La persecuzione del lavoratore che si rivolga al sindacato per la tutela dei propri interessi costituisce mobbing
Nota a Cass. 20 dicembre 2017, n. 30606
Caterina Cristina Chiaromonte
La lesione della personalità e dignità del lavoratore mediante una serie di condotte vessatorie finalizzate, anche attraverso l’esercizio abusivo del potere disciplinare, ad emarginare il dipendente e ad espellerlo dall’ambiente di lavoro integrano una condotta mobbizzante.
Come noto, ai fini della configurabilità del mobbing lavorativo devono ricorrere: a) “reiterati comportamenti di carattere persecutorio – illeciti o anche leciti se considerati singolarmente – che, con intento vessatorio, siano posti in essere contro la vittima in modo miratamente sistematico e prolungato nel tempo, direttamente da parte del datore di lavoro o di un suo preposto o anche da parte di altri dipendenti, sottoposti al potere direttivo dei primi: b) l’evento lesivo della salute, della personalità o della dignità del dipendente; c) il nesso eziologico tra le descritte condotte e il pregiudizio subito dalla vittima nella propria integrità psico-fisica e/o nella propria dignità; d) l’elemento soggettivo, cioè l’intento persecutorio unificante di tutti i componenti lesivi.” (Cass. 6 agosto 2014, n. 17698).
Ad affermarlo è la Corte di Cassazione (20 dicembre 2017, n. 30606), la quale, in linea con le pronunce dei Giudici di merito, ha ritenuto sussistenti simili indici nella condotta di un datore di lavoro che modifichi il proprio atteggiamento nei confronti di un dipendente, in seguito alla scelta di quest’ultimo di rivolgersi (con lettera del 10 settembre 2004) ad un’organizzazione sindacale per la tutela dei propri diritti.
L’azienda, come rilevato dalla Corte territoriale, aveva posto in essere una condotta (nel periodo intercorrente tra settembre 2004 – luglio 2005) vessatoria e persecutoria, diretta a demolire la personalità e la professionalità del prestatore, fino ad indurlo a rassegnare le dimissioni.
Nella specie, il dipendente era stato ingiustificatamente: 1) spostato in un differente reparto, con conseguente pregiudizio patrimoniale; b) emarginato ed isolato nell’ambiente di lavoro; c) sottoposto ad un abusivo esercizio del potere disciplinare da parte della società, che lo aveva sanzionato con una multa di “due ore di paga base e contingenza” e con un “biasimo scritto” (sanzioni, poi, annullate dal giudice di primo grado); d) costretto a dimettersi.

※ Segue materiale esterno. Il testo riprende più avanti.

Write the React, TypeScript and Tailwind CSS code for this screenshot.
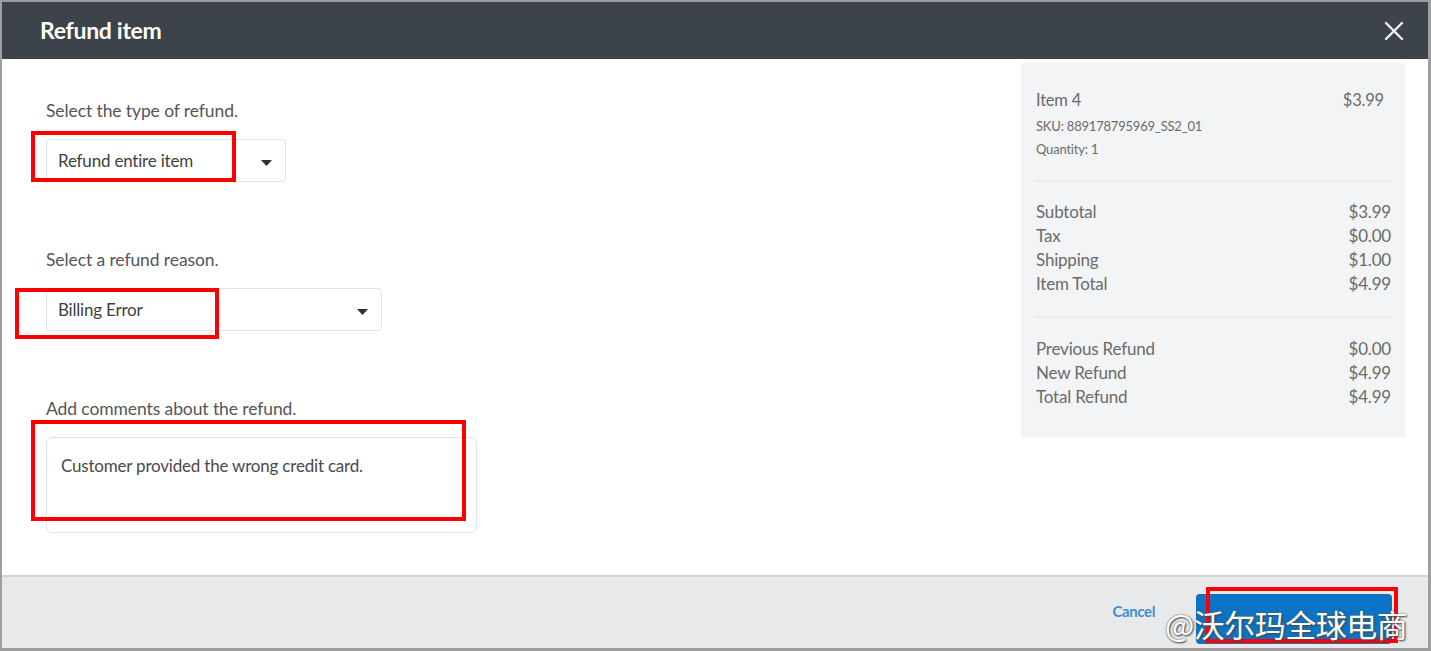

Peraltro, “incombe al lavoratore che lamenti di avere subito, a causa dell’attività lavorativa svolta, un danno alla salute, l’onere di provare l’esistenza di tale danno, come pure la nocività dell’ambiente di lavoro, nonché il nesso tra l’uno e l’altro, mentre se vi sia stata prova di tali circostanze sussiste per il datore di lavoro l’onere di provare di avere adottato tutte le cautele necessarie ad impedire il verificarsi del danno e che la malattia del dipendente non sia ricollegabile alla inosservanza di tali obblighi” (Cass. 29 gennaio 2013, n. 2038).
Nella fattispecie, era stata confermata dalla CTU, sotto il profilo medico, che la personalità del lavoratore era stata “alterata e scompensata dai fatti accaduti nell’ambiente di lavoro a partire dal 2004, con descrizione analitica di tutte le conseguenze derivatene”.